Many wet foods have tons of grains, fillers, preservatives and carcinogenic ingredients in them. Pet food does not have as many restrictions as human food--and we all know that prepared people food isn’t always what you think it is--so the quality in pet food is usually even more lacking. There are several brands of canned wet food that are great to feed your cat and can be found at pet food stores. I really don’t like to recommend specific brands of food because the quality can change over time, and it is up to the consumer to do the research to find the right brand. However, one I do like is “I and Love and You” (crazy name, great food.) They even make a rabbit formula (cleverly named "Whascally Wabbit"), and rabbit is by far one of the best protein sources to feed your cat. I recommend avoiding fish- and tuna-based diets, as these are not something a cat would normally eat in the wild, and even the best fish in the world have some degree of contaminants in them, which are hard on your cat’s body to process. Just keep in mind to look for the highest quality canned food you can afford. That’s going to be something with rabbit, duck, turkey, quail, pheasant, venison and so on at the very top of the ingredient list. (Chicken and beef can be an allergic trigger for some cats, but is okay for others as long as the quality is the best you can get).

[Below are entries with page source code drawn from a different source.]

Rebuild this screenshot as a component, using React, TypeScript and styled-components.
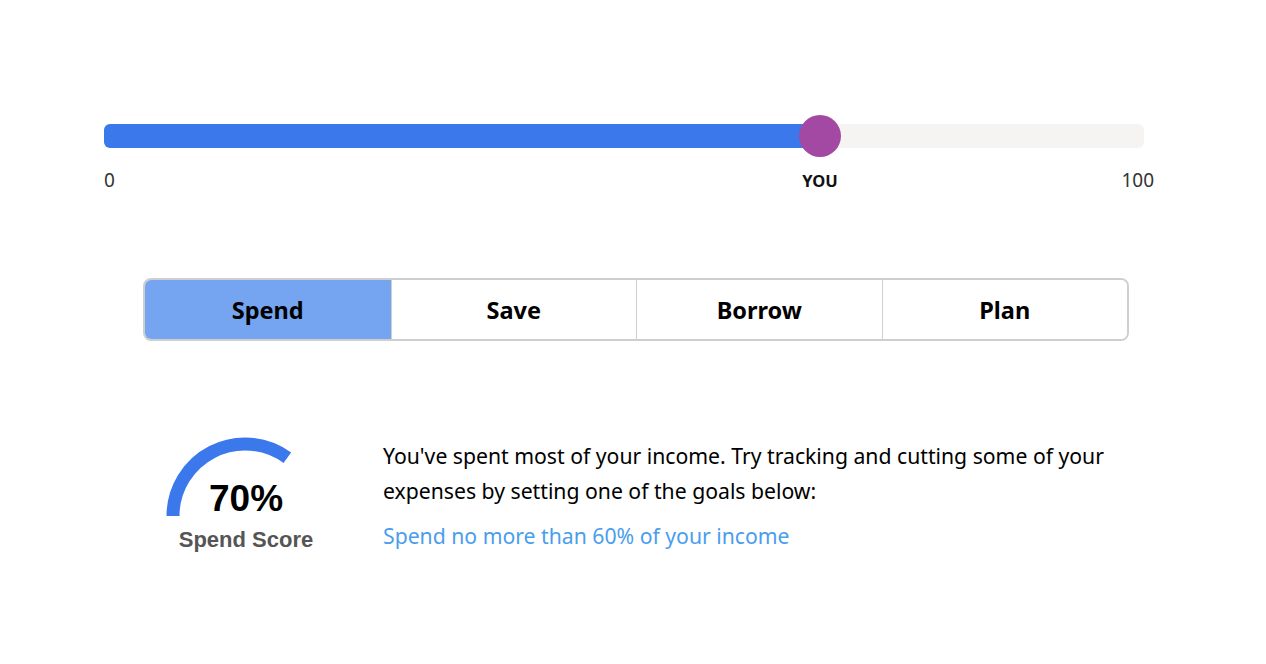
import { useState } from 'react';
import styled, { createGlobalStyle } from 'styled-components';

const GlobalStyle = createGlobalStyle`
  html, body {
    margin: 0;
    padding: 0;
    background: #ffffff;
  }
  body {
    font-family: 'Noto Sans', 'Open Sans', sans-serif;
    color: #111;
  }
`;

const colors = {
  blue: '#3b78ec',
  track: '#f5f4f2',
  thumb: '#a349a4',
  tabActive: '#75a5f0',
  border: '#cfcfcf',
  link: '#4a9ded',
};

const Page = styled.div`
  width: 1266px;
  height: 664px;
  overflow: hidden;
  display: flex;
  flex-direction: column;
`;

const SliderSection = styled.div`
  margin: 115px 0 0 104px;
  width: 1050px;
`;

const SliderRow = styled.div`
  position: relative;
  width: 1040px;
  height: 42px;
  display: flex;
  align-items: center;
`;

const Track = styled.div`
  width: 100%;
  height: 24px;
  border-radius: 6px;
  background: ${colors.track};
  overflow: hidden;
`;

const Fill = styled.div`
  height: 100%;
  background: ${colors.blue};
`;

const Thumb = styled.div`
  position: absolute;
  top: 0;
  width: 42px;
  height: 42px;
  margin-left: -21px;
  border-radius: 50%;
  background: ${colors.thumb};
`;

const Labels = styled.div`
  position: relative;
  display: flex;
  justify-content: space-between;
  height: 30px;
  margin-top: 10px;
  font-size: 19px;
  color: #333;
`;

const YouLabel = styled.span`
  position: absolute;
  top: 2px;
  transform: translateX(-50%);
  font-weight: 700;
  font-size: 16.5px;
  color: #111;
`;

const Tabs = styled.div`
  margin: 81px 0 0 143px;
  width: 982px;
  height: 59px;
  display: grid;
  grid-template-columns: repeat(4, 1fr);
  border: 2px solid ${colors.border};
  border-radius: 8px;
  overflow: hidden;
`;

const Tab = styled.button<{ $active?: boolean }>`
  border: none;
  border-left: 1px solid ${colors.border};
  &:first-child {
    border-left: none;
  }
  background: ${({ $active }) => ($active ? colors.tabActive : '#fff')};
  font-family: 'Noto Sans', 'Open Sans', sans-serif;
  font-weight: 700;
  font-size: 23.5px;
  color: #000;
  cursor: pointer;
  padding: 0;
`;

const ScoreSection = styled.div`
  margin: 96px 0 0 165px;
  display: flex;
  gap: 56px;
`;

const Gauge = styled.div`
  width: 162px;
  display: flex;
  flex-direction: column;
  align-items: center;
  position: relative;
`;

const GaugeValue = styled.div`
  position: absolute;
  top: 41px;
  left: 0;
  right: 0;
  text-align: center;
  font-family: 'Liberation Sans', Arial, sans-serif;
  font-weight: 700;
  font-size: 37px;
  color: #000;
`;

const GaugeLabel = styled.div`
  margin-top: 10px;
  font-family: 'Liberation Sans', Arial, sans-serif;
  font-weight: 700;
  font-size: 22px;
  color: #555;
`;

const Advice = styled.div`
  padding-top: 1px;
  width: 760px;
`;

const AdviceText = styled.p`
  margin: 0;
  font-size: 21.2px;
  line-height: 35px;
  color: #000;
`;

const GoalLink = styled.a`
  display: block;
  margin-top: 13px;
  font-size: 21.2px;
  line-height: 30px;
  color: ${colors.link};
  text-decoration: none;
`;

const ScoreArc = ({ pct }: { pct: number }) => {
  const cx = 80;
  const cy = 79;
  const r = 72;
  const a = Math.PI - (pct / 100) * Math.PI;
  const x = cx + r * Math.cos(a);
  const y = cy - r * Math.sin(a);
  return (
    <svg width="162" height="80" viewBox="0 0 162 80">
      <path
        d={`M ${cx - r} ${cy} A ${r} ${r} 0 0 1 ${x.toFixed(2)} ${y.toFixed(2)}`}
        fill="none"
        stroke={colors.blue}
        strokeWidth="13"
      />
    </svg>
  );
};

const tabs = ['Spend', 'Save', 'Borrow', 'Plan'];

export default function App() {
  const [active, setActive] = useState(0);
  const position = 68.85;
  const score = 70;

  return (
    <>
      <GlobalStyle />
      <Page>
        <SliderSection>
          <SliderRow>
            <Track>
              <Fill style={{ width: `${position}%` }} />
            </Track>
            <Thumb style={{ left: `${position}%` }} />
          </SliderRow>
          <Labels>
            <span>0</span>
            <YouLabel style={{ left: `${(position * 1040) / 1050}%` }}>YOU</YouLabel>
            <span>100</span>
          </Labels>
        </SliderSection>

        <Tabs>
          {tabs.map((t, i) => (
            <Tab key={t} $active={i === active} onClick={() => setActive(i)}>
              {t}
            </Tab>
          ))}
        </Tabs>

        <ScoreSection>
          <Gauge>
            <ScoreArc pct={score} />
            <GaugeValue>{score}%</GaugeValue>
            <GaugeLabel>Spend Score</GaugeLabel>
          </Gauge>
          <Advice>
            <AdviceText>
              You've spent most of your income. Try tracking and cutting some of your
              expenses by setting one of the goals below:
            </AdviceText>
            <GoalLink href="#">Spend no more than 60% of your income</GoalLink>
          </Advice>
        </ScoreSection>
      </Page>
    </>
  );
}
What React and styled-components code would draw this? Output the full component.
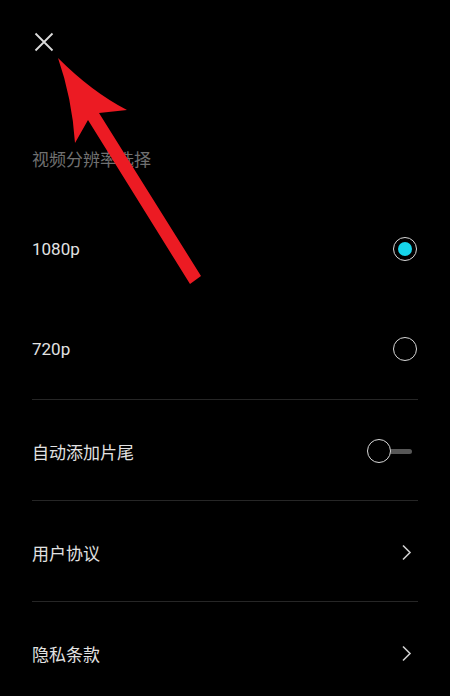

Also important is for the wet food to contain as few carbohydrates as possible; cats are not designed to be able to break down carbs (another one of the many reasons a dry kibble-based diet is not a good choice for cats).

If a frozen raw diet is something you can do, GREAT! Both Primal and Stella & Chewy’s have wonderful frozen feline formulas that are thawed and served. This is what I feed my own cats along with a homemade balanced diet.

If you want to get into making your own food at home, I recommend consulting with a veterinarian that can help you make sure you are feeding your cat a balanced diet. Raw chicken or beef given to your cat without bones, organs, proper supplementation and safe handling of the meat can cause more problems than anyone wants, but homemade diets are not hard to do, either. Again, Catinfo.org is a great place to start reading up on it.

All in all, wet foods/species-appropriate diets provide the necessary moisture your cat absolutely needs to stay as healthy as possible, are a great way to prevent kidney damage/urinary obstructions, and help to keep your kitty as healthy as possible for a long time. I love my cats like they are my children, and feeding them the best food I can keeps me ensured that I’m doing what is best for them to prevent many health concerns. The more years I get to spend with my cats, the happier everyone in my house is, and I hope our clients will do the same.

{Side Note: Regarding dry kibble and “teeth health,” this is a myth; dry food is not better than wet food because it “brushes pets’ teeth.” After all, you don’t eat a cookie or chips before bed or in the morning instead of brushing your teeth… please see Dr. Mercola’s YouTube video interviewing Dr. Karen Becker.)